> **Provided data**:
__________
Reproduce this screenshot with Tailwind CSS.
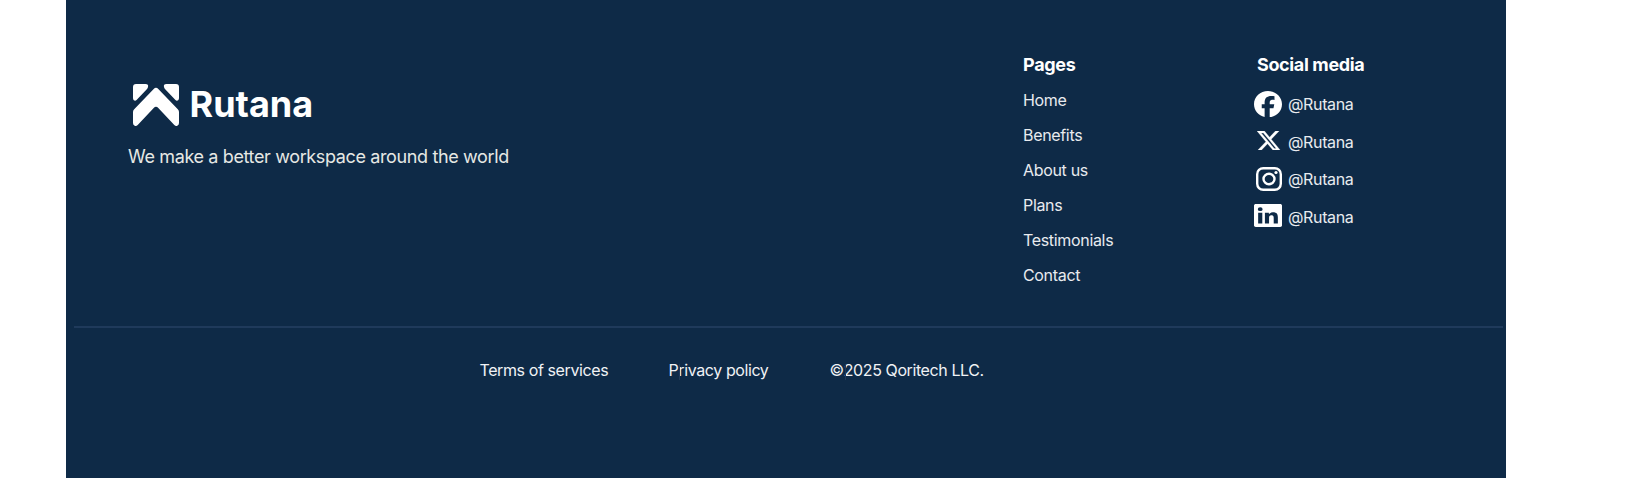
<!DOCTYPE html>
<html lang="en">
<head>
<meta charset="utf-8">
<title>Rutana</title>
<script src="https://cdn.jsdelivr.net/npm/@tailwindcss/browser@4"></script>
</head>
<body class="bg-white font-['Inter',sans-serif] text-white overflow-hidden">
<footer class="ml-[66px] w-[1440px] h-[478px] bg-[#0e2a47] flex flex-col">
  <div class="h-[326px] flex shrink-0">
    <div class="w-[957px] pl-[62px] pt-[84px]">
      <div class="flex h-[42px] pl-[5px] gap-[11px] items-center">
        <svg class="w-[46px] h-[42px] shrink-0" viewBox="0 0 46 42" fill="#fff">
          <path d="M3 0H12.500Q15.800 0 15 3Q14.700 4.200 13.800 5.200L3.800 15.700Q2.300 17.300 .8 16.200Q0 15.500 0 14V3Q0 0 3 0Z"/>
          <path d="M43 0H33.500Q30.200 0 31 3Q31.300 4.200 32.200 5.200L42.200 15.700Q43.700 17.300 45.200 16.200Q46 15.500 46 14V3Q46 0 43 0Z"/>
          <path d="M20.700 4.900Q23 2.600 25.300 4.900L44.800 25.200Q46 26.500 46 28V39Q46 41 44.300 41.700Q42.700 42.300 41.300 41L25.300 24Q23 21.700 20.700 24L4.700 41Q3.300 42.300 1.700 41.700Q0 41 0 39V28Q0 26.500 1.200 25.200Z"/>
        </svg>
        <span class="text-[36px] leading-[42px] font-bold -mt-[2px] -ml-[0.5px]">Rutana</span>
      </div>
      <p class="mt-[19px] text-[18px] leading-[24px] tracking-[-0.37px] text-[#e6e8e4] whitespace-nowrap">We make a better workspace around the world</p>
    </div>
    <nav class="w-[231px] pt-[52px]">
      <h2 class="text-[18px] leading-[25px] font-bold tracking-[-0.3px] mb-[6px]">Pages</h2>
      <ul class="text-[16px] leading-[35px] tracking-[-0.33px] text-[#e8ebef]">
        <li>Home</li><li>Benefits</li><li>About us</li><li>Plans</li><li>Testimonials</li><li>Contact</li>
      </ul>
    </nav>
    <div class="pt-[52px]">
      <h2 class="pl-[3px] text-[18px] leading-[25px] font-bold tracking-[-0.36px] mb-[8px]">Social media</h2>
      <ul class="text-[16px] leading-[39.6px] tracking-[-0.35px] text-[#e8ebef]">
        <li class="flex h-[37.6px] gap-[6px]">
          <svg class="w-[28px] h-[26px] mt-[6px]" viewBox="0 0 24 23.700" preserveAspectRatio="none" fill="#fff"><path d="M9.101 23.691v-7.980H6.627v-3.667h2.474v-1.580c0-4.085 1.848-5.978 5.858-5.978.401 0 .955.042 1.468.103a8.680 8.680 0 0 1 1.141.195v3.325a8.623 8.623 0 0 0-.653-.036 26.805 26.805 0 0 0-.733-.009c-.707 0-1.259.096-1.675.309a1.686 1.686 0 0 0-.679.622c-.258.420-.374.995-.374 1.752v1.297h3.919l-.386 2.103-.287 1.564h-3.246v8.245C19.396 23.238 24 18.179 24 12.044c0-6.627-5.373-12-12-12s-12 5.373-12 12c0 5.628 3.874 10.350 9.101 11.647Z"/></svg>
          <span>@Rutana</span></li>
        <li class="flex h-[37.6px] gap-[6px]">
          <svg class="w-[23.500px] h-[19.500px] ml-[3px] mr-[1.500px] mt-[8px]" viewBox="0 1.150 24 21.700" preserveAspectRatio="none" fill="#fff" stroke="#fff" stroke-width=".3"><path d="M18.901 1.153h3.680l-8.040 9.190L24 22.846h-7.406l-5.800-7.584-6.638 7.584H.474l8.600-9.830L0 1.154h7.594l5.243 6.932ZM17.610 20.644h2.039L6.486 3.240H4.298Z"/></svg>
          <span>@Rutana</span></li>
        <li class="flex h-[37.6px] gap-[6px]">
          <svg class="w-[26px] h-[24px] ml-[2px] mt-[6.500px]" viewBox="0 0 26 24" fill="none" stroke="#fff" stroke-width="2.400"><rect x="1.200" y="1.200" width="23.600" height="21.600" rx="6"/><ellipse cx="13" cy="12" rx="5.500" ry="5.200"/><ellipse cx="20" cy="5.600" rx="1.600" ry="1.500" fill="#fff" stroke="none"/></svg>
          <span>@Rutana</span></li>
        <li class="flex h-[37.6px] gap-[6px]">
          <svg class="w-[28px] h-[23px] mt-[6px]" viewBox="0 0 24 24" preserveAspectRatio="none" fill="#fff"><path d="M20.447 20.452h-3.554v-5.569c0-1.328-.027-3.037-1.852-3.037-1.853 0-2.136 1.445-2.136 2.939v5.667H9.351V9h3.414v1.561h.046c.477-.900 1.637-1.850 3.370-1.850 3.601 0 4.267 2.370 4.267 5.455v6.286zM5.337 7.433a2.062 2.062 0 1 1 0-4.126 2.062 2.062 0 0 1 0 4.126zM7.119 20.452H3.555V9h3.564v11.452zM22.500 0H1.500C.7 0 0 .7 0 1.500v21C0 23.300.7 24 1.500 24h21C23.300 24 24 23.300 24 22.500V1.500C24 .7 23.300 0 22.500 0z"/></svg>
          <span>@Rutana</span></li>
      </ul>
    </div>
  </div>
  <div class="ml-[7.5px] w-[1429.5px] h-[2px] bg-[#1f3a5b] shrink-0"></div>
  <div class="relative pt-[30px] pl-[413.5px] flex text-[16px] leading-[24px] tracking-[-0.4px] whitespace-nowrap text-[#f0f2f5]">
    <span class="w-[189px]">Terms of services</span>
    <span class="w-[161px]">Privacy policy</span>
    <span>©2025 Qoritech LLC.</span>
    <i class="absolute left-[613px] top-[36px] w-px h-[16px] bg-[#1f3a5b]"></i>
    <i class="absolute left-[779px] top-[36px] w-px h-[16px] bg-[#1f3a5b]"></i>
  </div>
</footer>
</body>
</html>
__________
> **Problem details**: Strip out the pictures and quote the remaining data word for word.

> **Output**:
Reproduce this screenshot with Tailwind CSS.
<!DOCTYPE html>
<html lang="en">
<head>
<meta charset="utf-8">
<title>Rutana</title>
<script src="https://cdn.jsdelivr.net/npm/@tailwindcss/browser@4"></script>
</head>
<body class="bg-white font-['Inter',sans-serif] text-white overflow-hidden">
<footer class="ml-[66px] w-[1440px] h-[478px] bg-[#0e2a47] flex flex-col">
  <div class="h-[326px] flex shrink-0">
    <div class="w-[957px] pl-[62px] pt-[84px]">
      <div class="flex h-[42px] pl-[5px] gap-[11px] items-center">
        <svg class="w-[46px] h-[42px] shrink-0" viewBox="0 0 46 42" fill="#fff">
          <path d="M3 0H12.500Q15.800 0 15 3Q14.700 4.200 13.800 5.200L3.800 15.700Q2.300 17.300 .8 16.200Q0 15.500 0 14V3Q0 0 3 0Z"/>
          <path d="M43 0H33.500Q30.200 0 31 3Q31.300 4.200 32.200 5.200L42.200 15.700Q43.700 17.300 45.200 16.200Q46 15.500 46 14V3Q46 0 43 0Z"/>
          <path d="M20.700 4.900Q23 2.600 25.300 4.900L44.800 25.200Q46 26.500 46 28V39Q46 41 44.300 41.700Q42.700 42.300 41.300 41L25.300 24Q23 21.700 20.700 24L4.700 41Q3.300 42.300 1.700 41.700Q0 41 0 39V28Q0 26.500 1.200 25.200Z"/>
        </svg>
        <span class="text-[36px] leading-[42px] font-bold -mt-[2px] -ml-[0.5px]">Rutana</span>
      </div>
      <p class="mt-[19px] text-[18px] leading-[24px] tracking-[-0.37px] text-[#e6e8e4] whitespace-nowrap">We make a better workspace around the world</p>
    </div>
    <nav class="w-[231px] pt-[52px]">
      <h2 class="text-[18px] leading-[25px] font-bold tracking-[-0.3px] mb-[6px]">Pages</h2>
      <ul class="text-[16px] leading-[35px] tracking-[-0.33px] text-[#e8ebef]">
        <li>Home</li><li>Benefits</li><li>About us</li><li>Plans</li><li>Testimonials</li><li>Contact</li>
      </ul>
    </nav>
    <div class="pt-[52px]">
      <h2 class="pl-[3px] text-[18px] leading-[25px] font-bold tracking-[-0.36px] mb-[8px]">Social media</h2>
      <ul class="text-[16px] leading-[39.6px] tracking-[-0.35px] text-[#e8ebef]">
        <li class="flex h-[37.6px] gap-[6px]">
          <svg class="w-[28px] h-[26px] mt-[6px]" viewBox="0 0 24 23.700" preserveAspectRatio="none" fill="#fff"><path d="M9.101 23.691v-7.980H6.627v-3.667h2.474v-1.580c0-4.085 1.848-5.978 5.858-5.978.401 0 .955.042 1.468.103a8.680 8.680 0 0 1 1.141.195v3.325a8.623 8.623 0 0 0-.653-.036 26.805 26.805 0 0 0-.733-.009c-.707 0-1.259.096-1.675.309a1.686 1.686 0 0 0-.679.622c-.258.420-.374.995-.374 1.752v1.297h3.919l-.386 2.103-.287 1.564h-3.246v8.245C19.396 23.238 24 18.179 24 12.044c0-6.627-5.373-12-12-12s-12 5.373-12 12c0 5.628 3.874 10.350 9.101 11.647Z"/></svg>
          <span>@Rutana</span></li>
        <li class="flex h-[37.6px] gap-[6px]">
          <svg class="w-[23.500px] h-[19.500px] ml-[3px] mr-[1.500px] mt-[8px]" viewBox="0 1.150 24 21.700" preserveAspectRatio="none" fill="#fff" stroke="#fff" stroke-width=".3"><path d="M18.901 1.153h3.680l-8.040 9.190L24 22.846h-7.406l-5.800-7.584-6.638 7.584H.474l8.600-9.830L0 1.154h7.594l5.243 6.932ZM17.610 20.644h2.039L6.486 3.240H4.298Z"/></svg>
          <span>@Rutana</span></li>
        <li class="flex h-[37.6px] gap-[6px]">
          <svg class="w-[26px] h-[24px] ml-[2px] mt-[6.500px]" viewBox="0 0 26 24" fill="none" stroke="#fff" stroke-width="2.400"><rect x="1.200" y="1.200" width="23.600" height="21.600" rx="6"/><ellipse cx="13" cy="12" rx="5.500" ry="5.200"/><ellipse cx="20" cy="5.600" rx="1.600" ry="1.500" fill="#fff" stroke="none"/></svg>
          <span>@Rutana</span></li>
        <li class="flex h-[37.6px] gap-[6px]">
          <svg class="w-[28px] h-[23px] mt-[6px]" viewBox="0 0 24 24" preserveAspectRatio="none" fill="#fff"><path d="M20.447 20.452h-3.554v-5.569c0-1.328-.027-3.037-1.852-3.037-1.853 0-2.136 1.445-2.136 2.939v5.667H9.351V9h3.414v1.561h.046c.477-.900 1.637-1.850 3.370-1.850 3.601 0 4.267 2.370 4.267 5.455v6.286zM5.337 7.433a2.062 2.062 0 1 1 0-4.126 2.062 2.062 0 0 1 0 4.126zM7.119 20.452H3.555V9h3.564v11.452zM22.500 0H1.500C.7 0 0 .7 0 1.500v21C0 23.300.7 24 1.500 24h21C23.300 24 24 23.300 24 22.500V1.500C24 .7 23.300 0 22.500 0z"/></svg>
          <span>@Rutana</span></li>
      </ul>
    </div>
  </div>
  <div class="ml-[7.5px] w-[1429.5px] h-[2px] bg-[#1f3a5b] shrink-0"></div>
  <div class="relative pt-[30px] pl-[413.5px] flex text-[16px] leading-[24px] tracking-[-0.4px] whitespace-nowrap text-[#f0f2f5]">
    <span class="w-[189px]">Terms of services</span>
    <span class="w-[161px]">Privacy policy</span>
    <span>©2025 Qoritech LLC.</span>
    <i class="absolute left-[613px] top-[36px] w-px h-[16px] bg-[#1f3a5b]"></i>
    <i class="absolute left-[779px] top-[36px] w-px h-[16px] bg-[#1f3a5b]"></i>
  </div>
</footer>
</body>
</html>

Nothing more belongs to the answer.